The latest ripple of Arcade Fire's brilliant body of work is Everything Now, which dropped nine months ago. The record's jittery funk, blue-eyed soul and Big Easy bluster represented the sharpest stylistic swerve for a group that have always tested their audience. Though forever associated with the Montreal music scene, Butler lives in New Orleans now with his wife and bandmate Régine Chassagne, which has exposed the pair to different rhythms, particularly more Caribbean-style sounds.
The critics
"I find some of the centre of gravity of the band over the course of Reflektor and Everything Now has shifted," says Butler, referencing their last two records. "We still have our same influences – our post-punk influences and British influences – but some of the music that might not make as much sense to a North American ear makes a lot of sense to a Latin American ear or a Caribbean ear.
“That’s one of the really profound things about playing new music and touring the world – you can feel the difference. When we play in Dublin and then we play in Birmingham, people come to the concert with a completely different conception of music, even though they’re so close to each other. So the way that songs hit people completely changes based on what you think music is for. I think the critical darling niche from where we were coming from was a lot closer to where a lot of these writers were coming from, and I think where we’re coming from now is something that is not trying to do the same thing.”
This is the first of a couple of occasions that Butler engages with the critical reaction to Everything Now without being directly prodded on the subject. For me, the album is an incredible achievement, yet it's the first Arcade Fire album not received with an overwhelmingly gushing response. Butler insists he's not bothered, though. In the future, he reasons, kids won't discover his music through symmetrical album cycles. They'll first be exposed to Arcade Fire in the same way Butler first heard The Cure's Friday I'm In Love playing on the radio at his home in Houston. From there, he absorbed that band's catalogue without caring about what order it was released.
"It completely changes the way that you relate to that music – it's outside of an album cycle, it's outside of a promotional thing," says Butler. "That's the part that gets really exciting to me this far into a band. You have kids hearing a song for the first time. They've never heard anything off Funeral, they've no preconceived notion of what it's supposed to be... That's where it started to get really interesting from an artistic perspective for me."
Test of time
In three years' time, Arcade Fire will be 20 years old. If you scour rock history, the bands that make it to the two-decade mark rarely go on to create a swell of new music that compares favourably to their earlier recordings. So how does Butler grapple with that prospect? By pointing to artists like Johnny Cash, Nick Cave and Leonard Cohen.

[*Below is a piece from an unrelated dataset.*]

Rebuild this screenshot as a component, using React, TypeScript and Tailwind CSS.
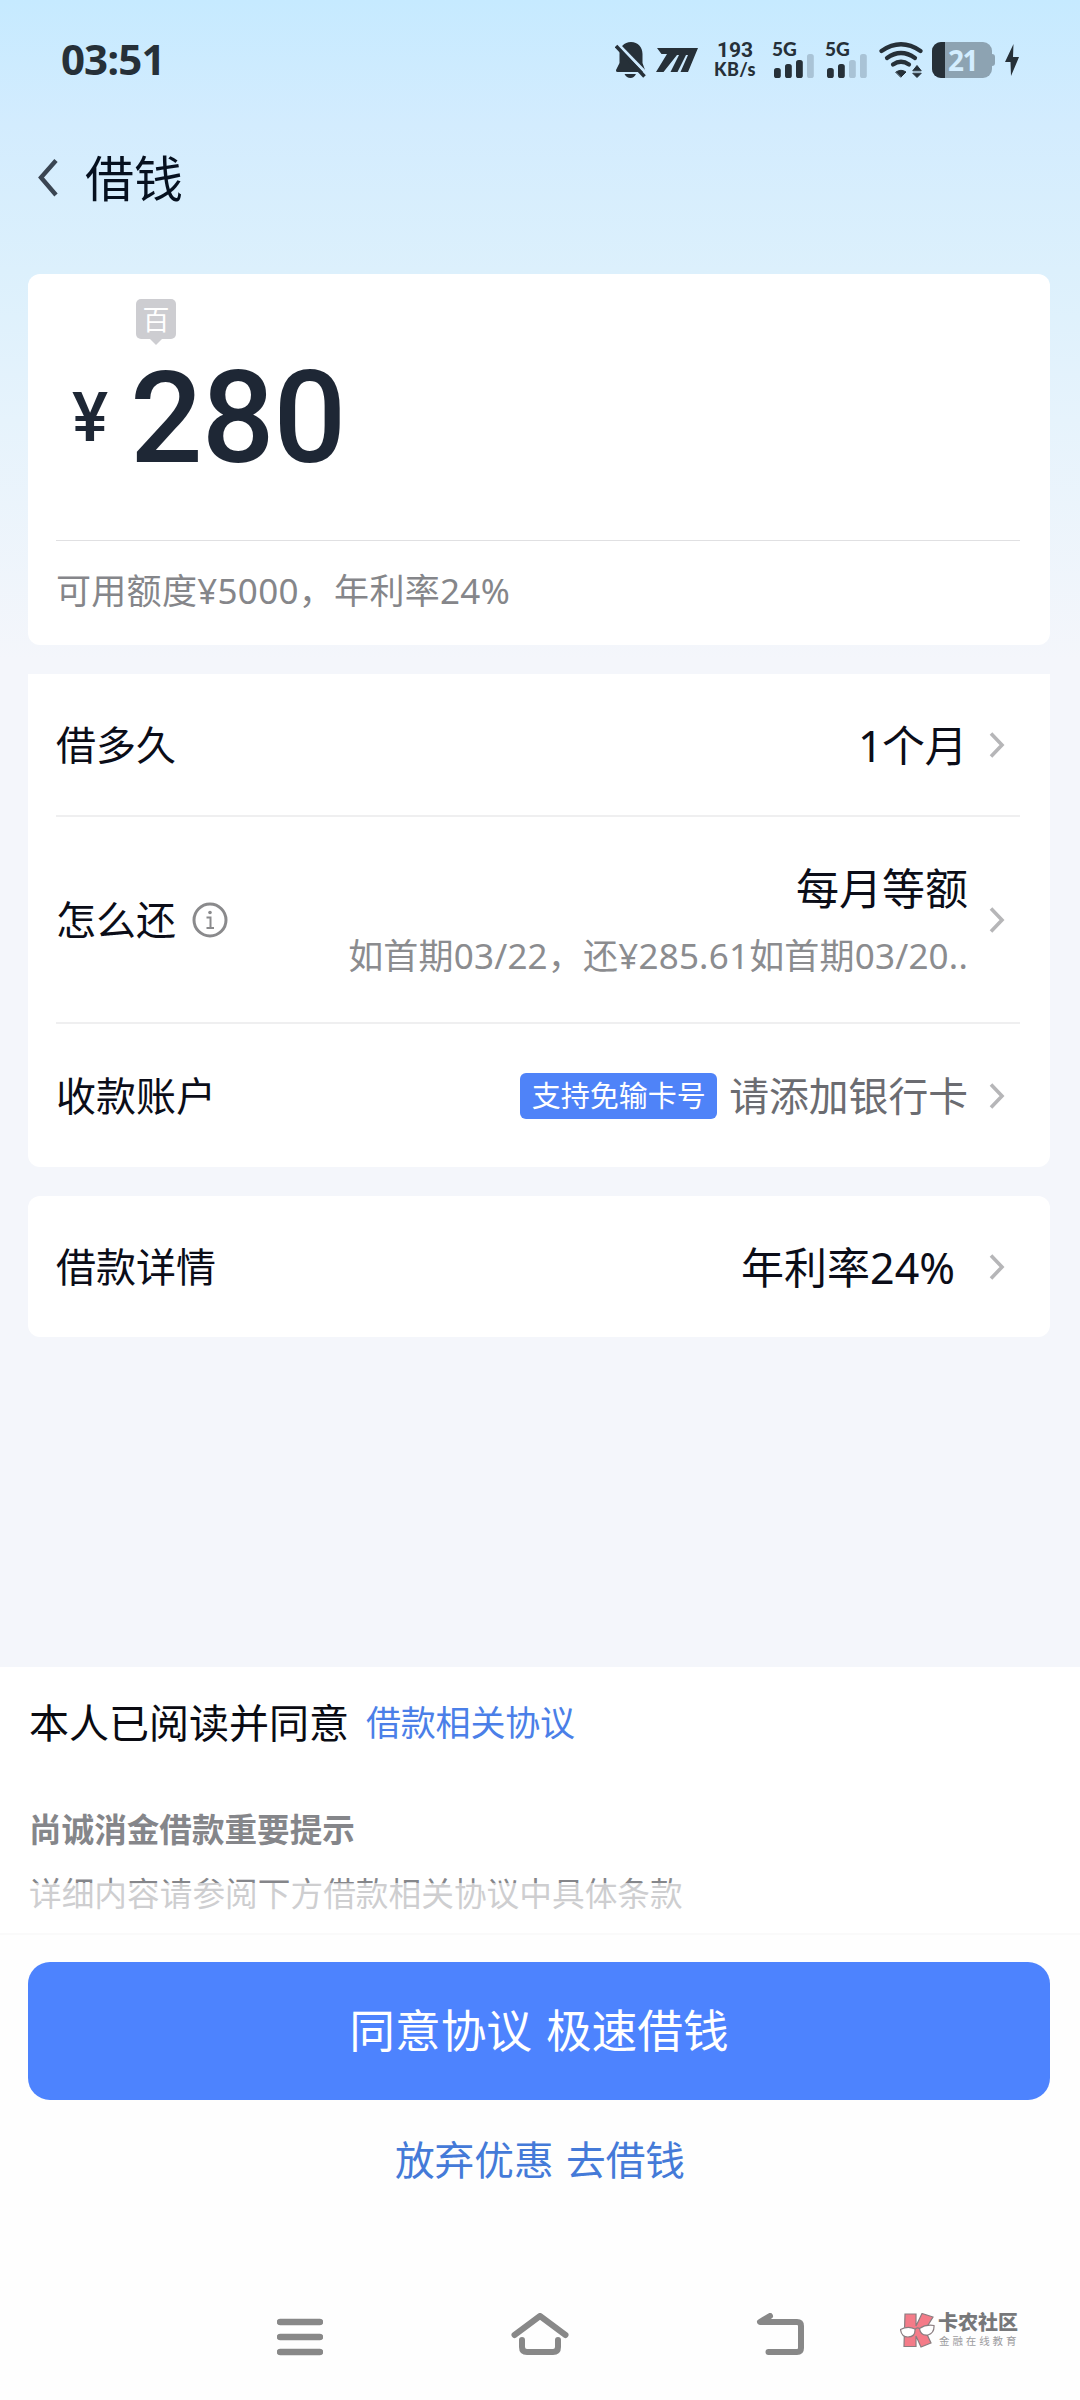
import React from "react";

// latin digits from Noto Sans, everything else falls through to the CJK face
const FONT = "font-['Noto_Sans','Noto_Sans_CJK_SC',sans-serif]";

function Chevron() {
  return (
    <svg width="16" height="28" viewBox="0 0 16 28" className="shrink-0" fill="none" stroke="#b6b6b8" strokeWidth="3.600">
      <path d="M2 2.500 L13 14 L2 25.500" />
    </svg>
  );
}

function SignalBars({ level }: { level: number }) {
  const heights = [10, 14, 18, 24];
  return (
    <svg width="40" height="24" viewBox="0 0 40 24">
      {heights.map((h, i) => (
        <rect key={h} x={i * 11} y={24 - h} width="6.800" height={h} rx="2.600" fill={i < level ? "#263038" : "#a9c3d6"} />
      ))}
    </svg>
  );
}

function Signal({ level }: { level: number }) {
  return (
    <div className="relative h-9 w-10">
      <span className="absolute -left-[2px] top-0 text-[19px] leading-[14px] font-black font-[Lato,sans-serif]">5G</span>
      <div className="absolute bottom-0 left-0 flex">
        <SignalBars level={level} />
      </div>
    </div>
  );
}

function StatusBar() {
  return (
    <div className="flex h-[118px] items-center pl-[61px] pt-[2px] text-[#263038] font-['Open_Sans',sans-serif]">
      <span className="w-[554px] pb-[2px] text-[42px] leading-none font-bold tracking-[-0.900px]">03:51</span>
      <div className="flex h-9 items-center">
        <svg width="32" height="36" viewBox="0 0 32 36" fill="#263038">
          <path d="M16 0 C9 0 4.500 5 4.500 12 V21 L1 28 Q0.500 30 2.500 30 H29 Q31 30 30 28 L27.500 21 V12 C27.500 5 23 0 16 0 Z" />
          <path d="M9.500 32 H21 Q19 36 15.500 36 Q11.500 36 9.500 32 Z" />
          <path d="M3 2 L33 33" stroke="#ceeafe" strokeWidth="3" />
          <path d="M1 4 L29.500 34.500" stroke="#263038" strokeWidth="3.600" />
        </svg>
        <svg width="42" height="24" viewBox="0 0 42 24" className="ml-[9px]" fill="#263038">
          <path d="M1 0 H42 L32 24 H24.500 L32 7 H30 L21.500 24 H14.500 L23 7 H21 L7.500 24 H0 L11 6 H5.500 Z" />
        </svg>
        <div className="ml-[15px] flex h-9 w-11 flex-col items-center font-bold">
          <span className="-mt-[2px] text-[21px] leading-[20px] font-[Roboto,sans-serif]">193</span>
          <span className="text-[18px] leading-[18px] tracking-[0.400px] font-black font-[Lato,sans-serif]">KB/s</span>
        </div>
        <div className="ml-[17px]">
          <Signal level={3} />
        </div>
        <div className="ml-[13px]">
          <Signal level={2} />
        </div>
        <svg width="44" height="36" viewBox="0 0 44 36" className="ml-[12px]" fill="none" stroke="#263038" strokeWidth="4.200" strokeLinecap="round">
          <path d="M2.500 9 Q22 -4.500 41.500 9" />
          <path d="M8 16 Q22 6 36 16" />
          <path d="M14 22.500 Q22 17 30 22.500" />
          <path d="M17 30 Q22 26.500 27 30 L22 35 Z" fill="#263038" strokeWidth="1" />
          <path d="M34 28.500 L38 23.500 L42 28.500 Z M34 31.500 L38 35.500 L42 31.500 Z" fill="#263038" strokeWidth="1" />
        </svg>
        <div className="ml-[9px] flex items-center">
          <div className="flex h-9 w-[60px] items-center rounded-[9px] bg-[#8da3b2]">
            <div className="h-full w-[13px] rounded-l-[9px] bg-[#263038]" />
            <span className="ml-[3px] text-[28px] leading-none font-bold tracking-[-1.500px] text-[#d3edff]">21</span>
          </div>
          <div className="h-3 w-[3px] rounded-r-sm bg-[#8da3b2]" />
        </div>
        <svg width="14" height="32" viewBox="0 0 14 32" className="ml-[10px]" fill="#263038">
          <path d="M8.500 0 L0 18 H5.500 L6 32 L14 13 H8 Z" />
        </svg>
      </div>
    </div>
  );
}

function TitleBar() {
  return (
    <div className="flex h-[120px] items-center pl-[38px]">
      <svg width="20" height="38" viewBox="0 0 20 38" fill="none" stroke="#3a4552" strokeWidth="4.400">
        <path d="M18 1.500 L3 18.500 L18 36" />
      </svg>
      <h1 className="ml-[27px] text-[49px] leading-none text-[#06101f]">借钱</h1>
    </div>
  );
}

function AmountCard() {
  return (
    <section className="mx-[28px] mt-[36px] h-[371px] w-[1022px] rounded-[12px] bg-white pl-7 pr-[30px]">
      <div className="relative h-[267px] border-b border-[#e0e0e2] font-[Roboto,sans-serif] font-medium text-[#1e2735]">
        <div className="absolute left-[80px] top-[25px] flex size-10 items-center justify-center rounded-[5px] bg-[#cdcdd1]">
          <span className="pb-[2px] text-[27px] leading-none font-normal text-white font-['Noto_Sans_CJK_SC',sans-serif]">百</span>
          <svg width="12" height="6" viewBox="0 0 12 6" className="absolute left-[14px] top-[40px]" fill="#cdcdd1">
            <path d="M0 0 H12 L6 6 Z" />
          </svg>
        </div>
        <div className="flex pt-[80px]">
          <span className="ml-[16px] mt-[24px] w-[58px] text-[68px] leading-[80px]">¥</span>
          <span className="mt-[2px] text-[128px] leading-[124px] tracking-[-1px]">280</span>
        </div>
      </div>
      <p className="flex h-[101px] items-center text-[35px] tracking-[0.300px] text-[#85868a]">可用额度¥5000，年利率24%</p>
    </section>
  );
}

function DetailRow({ label, className, children }: { label: React.ReactNode; className: string; children: React.ReactNode }) {
  return (
    <div className={`flex items-center justify-between pr-[15px] ${className}`}>
      <div className="flex items-center text-[40px] leading-none text-[#0b0d18]">{label}</div>
      <div className="flex items-center">
        {children}
        <Chevron />
      </div>
    </div>
  );
}

function InfoIcon() {
  return (
    <svg width="36" height="36" viewBox="0 0 36 36" className="ml-[16px]" fill="none" stroke="#8a8a8c">
      <circle cx="18" cy="18" r="16" strokeWidth="3" />
      <path d="M14.500 15.500 H18.500 V26 M14.500 26 H22" strokeWidth="2" />
      <circle cx="18" cy="10.500" r="1.800" fill="#8a8a8c" stroke="none" />
    </svg>
  );
}

function LoanCard() {
  return (
    <section className="mx-[28px] mt-[29px] h-[493px] w-[1022px] rounded-b-[12px] bg-white pl-7 pr-[30px]">
      <DetailRow label="借多久" className="h-[143px] border-b-2 border-[#efeff0]">
        <span className="mr-[22px] pt-[2px] text-[43px] leading-none tracking-[-0.500px] text-[#0b0d18]">1个月</span>
      </DetailRow>
      <DetailRow
        label={
          <>
            怎么还
            <InfoIcon />
          </>
        }
        className="h-[207px] border-b-2 border-[#efeff0]"
      >
        <div className="mr-[21px] flex flex-col items-end pt-[5px]">
          <span className="text-[43px] leading-[66px] text-[#0b0d18]">每月等额</span>
          <span className="text-[35px] leading-[67px] tracking-[0.200px] text-[#8b8c8f]">如首期03/22，还¥285.61如首期03/20..</span>
        </div>
      </DetailRow>
      <DetailRow label="收款账户" className="h-[143px]">
        <span className="mr-[12px] flex h-[46px] w-[197px] items-center justify-center rounded-[6px] bg-[#4f83f8] text-[29px] leading-none text-white">
          支持免输卡号
        </span>
        <span className="mr-[21px] text-[39.800px] leading-none text-[#6b6c71]">请添加银行卡</span>
      </DetailRow>
    </section>
  );
}

function RateCard() {
  return (
    <section className="mx-[28px] mt-[29px] h-[141px] w-[1022px] rounded-[12px] bg-white pl-7 pr-[30px]">
      <DetailRow label="借款详情" className="h-full">
        <span className="mr-[34px] pt-px text-[43px] leading-none text-[#0b0d18]">年利率24%</span>
      </DetailRow>
    </section>
  );
}

function Agreement() {
  return (
    <section className="h-[268px] shrink-0 border-b-2 border-[#fafafa] bg-white pl-[29px]">
      <p className="flex h-[112px] items-center text-[40px] text-[#0a0b12]">
        本人已阅读并同意
        <a className="ml-[17px] text-[35px] tracking-[-0.200px] text-[#4b7fe8]">借款相关协议</a>
      </p>
      <p className="mt-[19px] text-[32.600px] leading-[64px] font-bold text-[#85868a]">尚诚消金借款重要提示</p>
      <div className="relative text-[32.700px] leading-[64px] text-[#85868a]">
        详细内容请参阅下方借款相关协议中具体条款
        {/* fades the terms out above the action area */}
        <div className="absolute inset-x-0 bottom-0 top-[21px] bg-white/60" />
      </div>
    </section>
  );
}

function Actions() {
  return (
    <div className="flex h-[337px] shrink-0 flex-col items-center pt-[27px]">
      <button className="ml-[-2px] h-[138px] w-[1022px] rounded-[22px] bg-[#4d83fe] pb-[2px] text-[45.700px] [word-spacing:2px] text-white">
        同意协议 极速借钱
      </button>
      <a className="mt-[30px] text-[39.700px] leading-[60px] [word-spacing:2px] text-[#447ad8]">放弃优惠 去借钱</a>
    </div>
  );
}

function Watermark() {
  return (
    <div className="flex items-center">
      <svg width="35" height="36" viewBox="0 0 35 36" stroke="#8a7d80" strokeWidth="1.200">
        <path d="M5 1 H16 V13 L22 0.500 L33 4 L25 17 L31 30 L21 34 L16 23 V33.500 H4 Z" fill="#f47b88" />
        <path d="M0.500 16.500 Q8 12.500 15 16 Q15.500 24 8 24 Q1.500 24 0.500 16.500 Z" fill="#fff" />
        <path d="M19.500 15.500 Q26 11 34 12.500 Q34.500 20 28 22 Q20.500 23 19.500 15.500 Z" fill="#fff" />
        <path d="M15 16.500 Q17 14 19.500 15.500" fill="none" />
      </svg>
      <div className="ml-[3px] flex flex-col">
        <span className="text-[20px] leading-[20px] font-black text-[#77787a]">卡农社区</span>
        <span className="ml-[1px] text-[10.500px] leading-[16px] tracking-[2.900px] text-[#9c9c9e]">金融在线教育</span>
      </div>
    </div>
  );
}

function NavBar() {
  return (
    <nav className="flex h-[128px] shrink-0 items-center pl-[277px]">
      <svg width="46" height="46" viewBox="0 0 46 46" stroke="#888" strokeWidth="6.500" strokeLinecap="round">
        <path d="M3 9 H43 M3 24 H43 M3 39 H43" />
      </svg>
      <svg width="58" height="46" viewBox="0 0 58 46" className="ml-[188px]" fill="none" stroke="#888" strokeWidth="6" strokeLinecap="round" strokeLinejoin="round">
        <path d="M3.500 22 L29 3 L54.500 22" />
        <path d="M11 27 V34 Q11 39 16 39 H42 Q47 39 47 34 V27" />
      </svg>
      <svg width="50" height="46" viewBox="0 0 50 46" className="ml-[187px]" fill="none" stroke="#888" strokeWidth="6" strokeLinecap="round" strokeLinejoin="round">
        <path d="M14 3 L4 9 H41 Q45 9 45 13 V35 Q45 39 41 39 H12.500" />
      </svg>
      <div className="-mt-[11px] ml-[94px]">
        <Watermark />
      </div>
    </nav>
  );
}

export default function App() {
  return (
    <div className={`flex h-[2400px] w-[1080px] flex-col bg-[#fefefe] ${FONT}`}>
      <div className="h-[1667px] shrink-0 bg-[#f4f6fb] bg-[linear-gradient(180deg,#c6eaff_0px,#d3ecfe_125px,#dcf0fc_270px,#e6f3fc_420px,#f4f6fb_660px)]">
        <StatusBar />
        <TitleBar />
        <AmountCard />
        <LoanCard />
        <RateCard />
      </div>
      <Agreement />
      <Actions />
      <NavBar />
    </div>
  );
}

I literally remember watching people running out of the room while we were playing it. They were horrified by it.
“Some of the stuff he made when he was 58 or 60 was just as good,” says Butler of Cohen. “I would be more sceptical if everything was positive all the time. Emerson, Lake & Palmer were like the most lauded band of their era and I don’t know who’s necessarily listening to Emerson, Lake & Palmer records now. People listen to Abba and the Bee Gees, that’s the shit that actually stood the test of time.”
As Arcade Fire age, their audience changes too. First album Funeral was a huge college record. Those same students have grown up now. Their lives are different. They've got children of their own (later, I see parents and kids among the 3Arena crowd). So can Butler feel a tangible difference in his fans?
"Our audience has changed on every record," he asserts. "There are people who've been there from the beginning. The first time we played Wake Up we lost half our audience because we were playing more acoustic music before. I literally remember watching people running out of the room while we were playing it. They were horrified by it. I knew right out of the gate that that's sort of the deal. If that's not happening, you're not an artist… It's complete pain and it's like being born again over and over and over again. It's like the pains of birth."
Boxing record
A couple of hours after we speak, Arcade Fire enter the arena like pugilists entering a boxing venue. The stage, tonight positioned dead centre of the indoor coliseum, is even decked out to look like a ring. As Butler appears, his "boxing record" flashes up on the big screen: "Wins: all the time. Losses: never ever." Everything Now came with the narrative that the band had taken a defeat. But can you really lose if you follow your creative impulses to the very end?
Earlier, I asked Butler if he was prepared to see failure in order to satisfy his creative urges. “I don’t know what it looks like,” he clapped back. “I guess failure to me would be phoning it in and not meaning it. That’s what failure would feel like to me.”